I’ve mentioned in earlier post that for decades I’ve been dealing with depression. (Actually, I think it showed up in my teen or maybe even pre-teen years.) To reiterate for those who don’t understand, depression is NOT merely just feeling wordlessly sad: it is having your brain functions depressed, pushed down and held down. It’s not feeling sad: it is feeling nothing except the loss of feeling. Usually emotions leave first (so you start ghosting through your life), and close behind thinking ability degrades (at my worst, I could barely form or understand simple sentences. I, who used to do calculus, would mess up basic arithmetic.) You can recover, but statistically the more episodes you have and the deeper you sink, the likelihood of you falling again and sinking deeper increases. Depression is cancer of the mind – not the brain, but the mind, the residency of your awareness of life. You become a spectator, a ghost. It’s living in a horror movie. It fucking sucks. I’ve had it under control for many years, but I know it never, ever goes completely away. Many, many times I have to ask myself if I’m responding appropriately to the common frustrations of life or if my demon is whispering in my ear.

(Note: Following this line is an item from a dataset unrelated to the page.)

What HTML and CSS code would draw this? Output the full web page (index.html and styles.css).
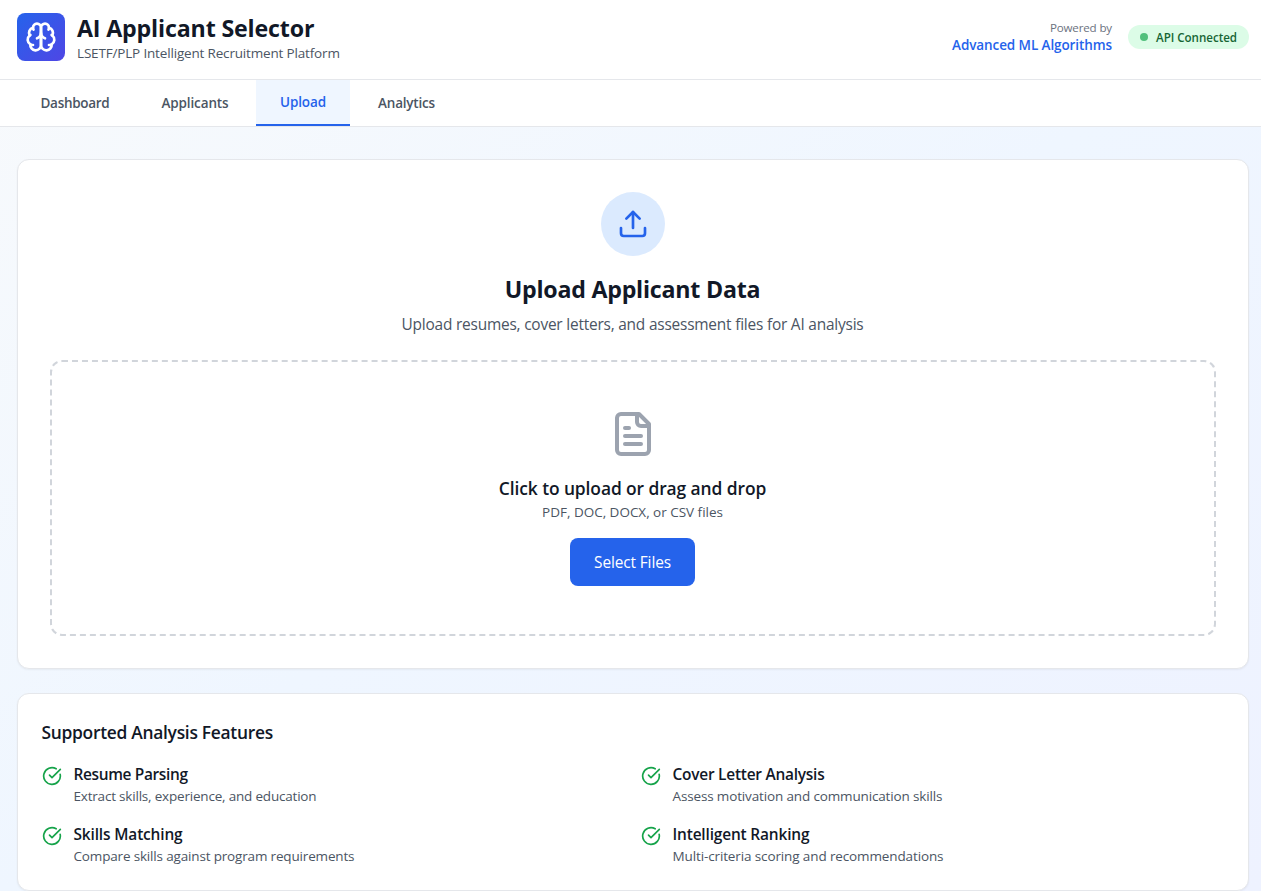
FILE: index.html
```
<!DOCTYPE html>
<html lang="en">
<head>
<meta charset="utf-8">
<title>AI Applicant Selector</title>
<link rel="stylesheet" href="styles.css">
</head>
<body>
<div class="page">
  <header class="header">
    <div class="brand">
      <div class="logo">
        <svg class="icon" width="32" height="32" viewBox="0 0 24 24">
          <path d="M12 5a3 3 0 1 0-5.997.125 4 4 0 0 0-2.526 5.77 4 4 0 0 0 .556 6.588A4 4 0 1 0 12 18Z"/>
          <path d="M12 5a3 3 0 1 1 5.997.125 4 4 0 0 1 2.526 5.77 4 4 0 0 1-.556 6.588A4 4 0 1 1 12 18Z"/>
          <path d="M15 13a4.5 4.5 0 0 1-3-4 4.5 4.5 0 0 1-3 4"/>
          <path d="M17.599 6.5a3 3 0 0 0 .399-1.375"/>
          <path d="M6.003 5.125A3 3 0 0 0 6.401 6.5"/>
          <path d="M3.477 10.896a4 4 0 0 1 .585-.396"/>
          <path d="M19.938 10.5a4 4 0 0 1 .585.396"/>
          <path d="M6 18a4 4 0 0 1-1.967-.516"/>
          <path d="M19.967 17.484A4 4 0 0 1 18 18"/>
        </svg>
      </div>
      <div>
        <h1 class="brand-title">AI Applicant Selector</h1>
        <p class="brand-sub">LSETF/PLP Intelligent Recruitment Platform</p>
      </div>
    </div>
    <div class="status">
      <div class="powered">
        <p class="powered-label">Powered by</p>
        <p class="powered-name">Advanced ML Algorithms</p>
      </div>
      <div class="pill"><span class="dot"></span><span class="pill-text">API Connected</span></div>
    </div>
  </header>

  <nav class="nav">
    <button class="tab tab-dashboard">Dashboard</button>
    <button class="tab tab-applicants">Applicants</button>
    <button class="tab tab-upload active">Upload</button>
    <button class="tab tab-analytics">Analytics</button>
  </nav>

  <main class="main">
    <section class="card upload-card">
      <div class="upload-badge">
        <svg class="icon" width="32" height="32" viewBox="0 0 24 24">
          <path d="M21 15v4a2 2 0 0 1-2 2H5a2 2 0 0 1-2-2v-4"/>
          <path d="M17 8l-5-5-5 5"/>
          <path d="M12 3v12"/>
        </svg>
      </div>
      <h2 class="upload-title">Upload Applicant Data</h2>
      <p class="upload-sub">Upload resumes, cover letters, and assessment files for AI analysis</p>
      <div class="dropzone">
        <svg class="icon doc" width="48" height="48" viewBox="0 0 24 24">
          <path d="M15 2H6a2 2 0 0 0-2 2v16a2 2 0 0 0 2 2h12a2 2 0 0 0 2-2V7Z"/>
          <path d="M14 2v4a2 2 0 0 0 2 2h4"/>
          <path d="M10 9H8"/>
          <path d="M16 13H8"/>
          <path d="M16 17H8"/>
        </svg>
        <p class="drop-title">Click to upload or drag and drop</p>
        <p class="drop-sub">PDF, DOC, DOCX, or CSV files</p>
        <button class="select">Select Files</button>
      </div>
    </section>

    <section class="card features">
      <h3 class="features-title">Supported Analysis Features</h3>
      <div class="grid">
        <div class="feature resume">
          <svg class="icon check" width="20" height="20" viewBox="0 0 24 24"><path d="M21.801 10A10 10 0 1 1 17 3.335"/><path d="m9 11 3 3L22 4"/></svg>
          <div><h4>Resume Parsing</h4><p>Extract skills, experience, and education</p></div>
        </div>
        <div class="feature cover">
          <svg class="icon check" width="20" height="20" viewBox="0 0 24 24"><path d="M21.801 10A10 10 0 1 1 17 3.335"/><path d="m9 11 3 3L22 4"/></svg>
          <div><h4>Cover Letter Analysis</h4><p>Assess motivation and communication skills</p></div>
        </div>
        <div class="feature skills">
          <svg class="icon check" width="20" height="20" viewBox="0 0 24 24"><path d="M21.801 10A10 10 0 1 1 17 3.335"/><path d="m9 11 3 3L22 4"/></svg>
          <div><h4>Skills Matching</h4><p>Compare skills against program requirements</p></div>
        </div>
        <div class="feature ranking">
          <svg class="icon check" width="20" height="20" viewBox="0 0 24 24"><path d="M21.801 10A10 10 0 1 1 17 3.335"/><path d="m9 11 3 3L22 4"/></svg>
          <div><h4>Intelligent Ranking</h4><p>Multi-criteria scoring and recommendations</p></div>
        </div>
      </div>
    </section>
  </main>
</div>
</body>
</html>
```

FILE: styles.css
```
* { box-sizing: border-box; margin: 0; padding: 0; }
html, body { height: 891px; overflow: hidden; }
body { font-family: "Segoe UI", "Open Sans", "Noto Sans", sans-serif; color: #111827; }
button { font: inherit; border: 0; background: none; }
.icon { display: block; fill: none; stroke: currentColor; stroke-width: 2; stroke-linecap: round; stroke-linejoin: round; flex: none; }

.page { min-height: 891px; background: linear-gradient(to bottom right, #f8fafc, #eff6ff 50%, #eef2ff); }

.header { height: 80px; padding: 11px 12px 16px 17px; display: flex; justify-content: space-between; align-items: center; background: #fff; border-bottom: 1px solid #e5e7eb; }
.brand { display: flex; align-items: center; gap: 12px; }
.logo { width: 48px; height: 48px; padding: 8px; border-radius: 8px; color: #fff; background: linear-gradient(to bottom right, #2563eb, #4f46e5); }
.brand-title { padding-top: 1px; height: 32px; font-size: 23.2px; line-height: 32px; font-weight: 700; letter-spacing: -.157px; }
.brand-sub { font-size: 13.5px; line-height: 20px; color: #4b5563; letter-spacing: -.17px; }
.status { display: flex; align-items: center; gap: 16px; }
.powered { text-align: right; }
.powered-label { padding-top: 1px; height: 16px; font-size: 11.6px; line-height: 16px; color: #6b7280; letter-spacing: -.16px; }
.powered-name { font-size: 13.5px; line-height: 20px; font-weight: 600; color: #2563eb; letter-spacing: -.095px; }
.pill { width: 121px; height: 24px; padding: 0 12px; display: flex; align-items: center; gap: 8px; border-radius: 12px; background: #dcfce7; color: #166534; font-size: 11.6px; line-height: 16px; font-weight: 600; letter-spacing: -.03px; white-space: nowrap; }
.pill-text { padding-top: 2px; }
.dot { width: 8px; height: 8px; border-radius: 50%; background: #53c07d; flex: none; }

.nav { height: 47px; padding-left: 17px; display: flex; gap: 4px; background: #fff; border-bottom: 1px solid #e5e7eb; }
.tab { height: 46px; font-size: 13.5px; line-height: 20px; font-weight: 600; color: #4b5563; white-space: nowrap; }
.tab-dashboard { width: 117px; padding-right: 1px; letter-spacing: -.29px; }
.tab-applicants { width: 114px; letter-spacing: -.13px; }
.tab-upload { width: 94px; letter-spacing: -.12px; }
.tab-analytics { width: 105px; letter-spacing: -.2px; }
.tab.active { color: #2563eb; background: #eff6ff; border-bottom: 2px solid #2563eb; }

.main { padding: 32px 12px 0 17px; display: flex; flex-direction: column; gap: 24px; }
.card { background: #fff; border: 1px solid #e5e7eb; border-radius: 12px; box-shadow: 0 1px 2px rgba(0, 0, 0, .05); }

.upload-card { padding: 32px; display: flex; flex-direction: column; align-items: center; text-align: center; }
.upload-badge { width: 64px; height: 64px; padding: 16px; border-radius: 50%; background: #dbeafe; color: #2563eb; }
.upload-title { margin-top: 17px; padding-right: 1px; font-size: 23.2px; line-height: 32px; font-weight: 700; letter-spacing: -.225px; }
.upload-sub { margin-top: 7px; padding-right: 1px; font-size: 15.44px; line-height: 24px; color: #4b5563; letter-spacing: -.213px; }
.dropzone { align-self: stretch; margin-top: 24px; height: 276px; padding: 48px; display: flex; flex-direction: column; align-items: center; border: 2px dashed #d1d5db; border-radius: 12px; }
.doc { color: #9ca3af; }
.drop-title { margin-top: 16px; padding-right: 1px; font-size: 17.4px; line-height: 28px; font-weight: 600; letter-spacing: -.085px; }
.drop-sub { padding-right: 1px; font-size: 13.5px; line-height: 20px; color: #4b5563; letter-spacing: -.015px; }
.select { margin: 16px 1px 0 0; width: 125px; height: 48px; border-radius: 8px; background: #2563eb; color: #fff; font-size: 15.44px; line-height: 24px; letter-spacing: -.125px; }

.features { padding: 24px; }
.features-title { margin-left: -.5px; font-size: 17.4px; line-height: 28px; font-weight: 600; letter-spacing: -.285px; }
.grid { margin-top: 16px; display: grid; grid-template-columns: 1fr 1fr; gap: 16px; }
.feature { display: flex; gap: 11.5px; }
.check { margin-top: 4px; color: #16a34a; }
.feature h4 { font-size: 15.44px; line-height: 24px; font-weight: 600; }
.feature p { font-size: 13.5px; line-height: 20px; color: #4b5563; }
.resume h4 { letter-spacing: -.35px; }
.resume p { letter-spacing: -.197px; }
.cover h4 { letter-spacing: -.238px; }
.cover p { letter-spacing: -.147px; }
.skills h4 { letter-spacing: -.145px; }
.skills p { letter-spacing: -.165px; }
.ranking h4 { letter-spacing: -.163px; }
.ranking p { letter-spacing: -.123px; }
```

I bring this up now because I do wonder how much my Depression Demon plays hand-in-hand with my “Little Fucker” Cancer Tumor. When I was first diagnosed with cancer and rather easily accepted my death sentence, I must admit that I also felt a small measure of relief. Yes, relief. The struggle was coming to an end.

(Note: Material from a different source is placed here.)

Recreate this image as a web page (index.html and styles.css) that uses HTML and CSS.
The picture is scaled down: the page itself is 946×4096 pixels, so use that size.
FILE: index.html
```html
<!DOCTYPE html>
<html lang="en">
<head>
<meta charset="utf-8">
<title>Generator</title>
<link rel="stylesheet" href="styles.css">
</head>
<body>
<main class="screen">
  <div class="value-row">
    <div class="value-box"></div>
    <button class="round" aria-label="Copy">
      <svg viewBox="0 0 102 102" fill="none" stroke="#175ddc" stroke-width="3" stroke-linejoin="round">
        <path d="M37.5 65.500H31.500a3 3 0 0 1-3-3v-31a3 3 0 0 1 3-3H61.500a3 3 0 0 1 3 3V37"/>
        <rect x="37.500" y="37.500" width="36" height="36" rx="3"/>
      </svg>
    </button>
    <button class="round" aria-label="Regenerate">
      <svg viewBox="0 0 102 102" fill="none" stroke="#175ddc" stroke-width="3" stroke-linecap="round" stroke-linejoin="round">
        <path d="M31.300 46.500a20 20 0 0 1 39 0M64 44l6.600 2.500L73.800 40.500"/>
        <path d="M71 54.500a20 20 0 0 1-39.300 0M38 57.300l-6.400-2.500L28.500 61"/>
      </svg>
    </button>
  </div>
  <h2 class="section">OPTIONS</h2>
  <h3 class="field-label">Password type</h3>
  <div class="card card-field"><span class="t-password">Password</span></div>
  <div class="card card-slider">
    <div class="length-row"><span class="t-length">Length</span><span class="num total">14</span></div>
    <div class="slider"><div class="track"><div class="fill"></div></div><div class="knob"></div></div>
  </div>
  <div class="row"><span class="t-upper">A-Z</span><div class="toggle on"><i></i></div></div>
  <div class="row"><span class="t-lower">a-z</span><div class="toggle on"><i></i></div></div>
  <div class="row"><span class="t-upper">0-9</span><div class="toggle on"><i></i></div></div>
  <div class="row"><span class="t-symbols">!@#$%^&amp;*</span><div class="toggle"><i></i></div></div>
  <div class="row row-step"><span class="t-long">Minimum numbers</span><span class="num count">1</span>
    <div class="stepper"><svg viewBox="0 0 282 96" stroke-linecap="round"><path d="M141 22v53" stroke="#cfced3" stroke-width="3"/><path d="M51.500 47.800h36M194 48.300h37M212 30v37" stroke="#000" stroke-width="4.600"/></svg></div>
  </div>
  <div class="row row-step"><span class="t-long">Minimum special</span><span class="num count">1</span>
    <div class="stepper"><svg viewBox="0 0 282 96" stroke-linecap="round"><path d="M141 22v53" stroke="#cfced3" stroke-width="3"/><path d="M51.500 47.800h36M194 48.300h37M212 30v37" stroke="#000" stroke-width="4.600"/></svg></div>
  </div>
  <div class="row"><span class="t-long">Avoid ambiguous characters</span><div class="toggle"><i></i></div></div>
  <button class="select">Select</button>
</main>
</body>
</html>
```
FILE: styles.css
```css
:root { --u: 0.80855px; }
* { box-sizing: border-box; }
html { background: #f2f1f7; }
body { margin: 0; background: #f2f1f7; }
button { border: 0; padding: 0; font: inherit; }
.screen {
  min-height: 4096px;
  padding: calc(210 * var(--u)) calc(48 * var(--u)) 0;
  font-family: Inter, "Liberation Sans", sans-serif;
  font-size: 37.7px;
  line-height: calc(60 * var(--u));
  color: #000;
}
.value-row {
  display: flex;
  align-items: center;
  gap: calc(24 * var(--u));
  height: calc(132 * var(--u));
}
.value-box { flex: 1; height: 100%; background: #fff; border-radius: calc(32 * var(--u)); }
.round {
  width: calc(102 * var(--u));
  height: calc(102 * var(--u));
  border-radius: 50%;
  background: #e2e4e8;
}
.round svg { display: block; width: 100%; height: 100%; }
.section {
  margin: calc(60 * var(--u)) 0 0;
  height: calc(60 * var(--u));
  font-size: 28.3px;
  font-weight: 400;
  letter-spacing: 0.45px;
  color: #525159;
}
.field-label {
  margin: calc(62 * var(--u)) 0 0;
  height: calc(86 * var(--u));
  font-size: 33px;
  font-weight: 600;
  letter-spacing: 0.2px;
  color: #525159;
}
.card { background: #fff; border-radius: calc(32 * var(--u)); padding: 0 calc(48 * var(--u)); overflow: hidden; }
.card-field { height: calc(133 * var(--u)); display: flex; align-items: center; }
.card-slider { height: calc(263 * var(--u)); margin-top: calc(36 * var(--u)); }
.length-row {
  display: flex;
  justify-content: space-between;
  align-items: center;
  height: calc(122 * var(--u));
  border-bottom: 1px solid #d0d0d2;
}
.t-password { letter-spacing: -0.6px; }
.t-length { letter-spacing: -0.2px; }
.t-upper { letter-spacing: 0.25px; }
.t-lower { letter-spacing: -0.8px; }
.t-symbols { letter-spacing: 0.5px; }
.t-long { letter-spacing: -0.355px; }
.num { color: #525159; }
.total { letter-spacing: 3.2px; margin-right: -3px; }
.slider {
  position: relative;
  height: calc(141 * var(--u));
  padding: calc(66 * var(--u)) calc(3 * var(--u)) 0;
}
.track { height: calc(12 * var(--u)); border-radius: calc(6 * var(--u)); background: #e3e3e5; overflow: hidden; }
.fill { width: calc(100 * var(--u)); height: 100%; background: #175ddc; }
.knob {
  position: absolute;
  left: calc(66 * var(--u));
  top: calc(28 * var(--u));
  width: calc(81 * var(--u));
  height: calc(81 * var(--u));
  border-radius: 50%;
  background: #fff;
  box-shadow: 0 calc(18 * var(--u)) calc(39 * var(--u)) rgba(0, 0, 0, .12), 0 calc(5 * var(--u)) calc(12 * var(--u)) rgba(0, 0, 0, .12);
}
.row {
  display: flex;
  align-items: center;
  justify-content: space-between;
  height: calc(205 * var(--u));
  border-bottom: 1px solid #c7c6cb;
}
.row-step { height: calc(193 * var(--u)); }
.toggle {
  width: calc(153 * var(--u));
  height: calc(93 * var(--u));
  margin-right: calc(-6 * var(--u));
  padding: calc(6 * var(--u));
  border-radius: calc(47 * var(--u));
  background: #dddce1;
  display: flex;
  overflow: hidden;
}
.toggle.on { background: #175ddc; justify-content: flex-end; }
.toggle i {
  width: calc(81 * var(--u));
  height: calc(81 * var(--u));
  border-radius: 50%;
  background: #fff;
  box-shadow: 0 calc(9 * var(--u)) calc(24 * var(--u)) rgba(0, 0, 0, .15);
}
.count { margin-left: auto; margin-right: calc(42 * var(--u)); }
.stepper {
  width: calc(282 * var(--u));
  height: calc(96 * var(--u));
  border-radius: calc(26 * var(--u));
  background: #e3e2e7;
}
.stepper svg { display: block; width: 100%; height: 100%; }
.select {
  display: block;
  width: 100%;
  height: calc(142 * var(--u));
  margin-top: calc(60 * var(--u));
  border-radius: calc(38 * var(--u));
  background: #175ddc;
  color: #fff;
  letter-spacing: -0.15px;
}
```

Now, though, with the evidence of the chemo beating down on “Little Fucker”, I believe I will have more time. In anyone’s life there is seldom enough time (cue Jim Croce, “There never seems to be enough time, to do the things you want to do, once you find them.”), but now I have solid reasons to believe I have a little more life than I thought I did at diagnosis. And that gives my Depression Demon a good kick in the nuts. BooYAAA!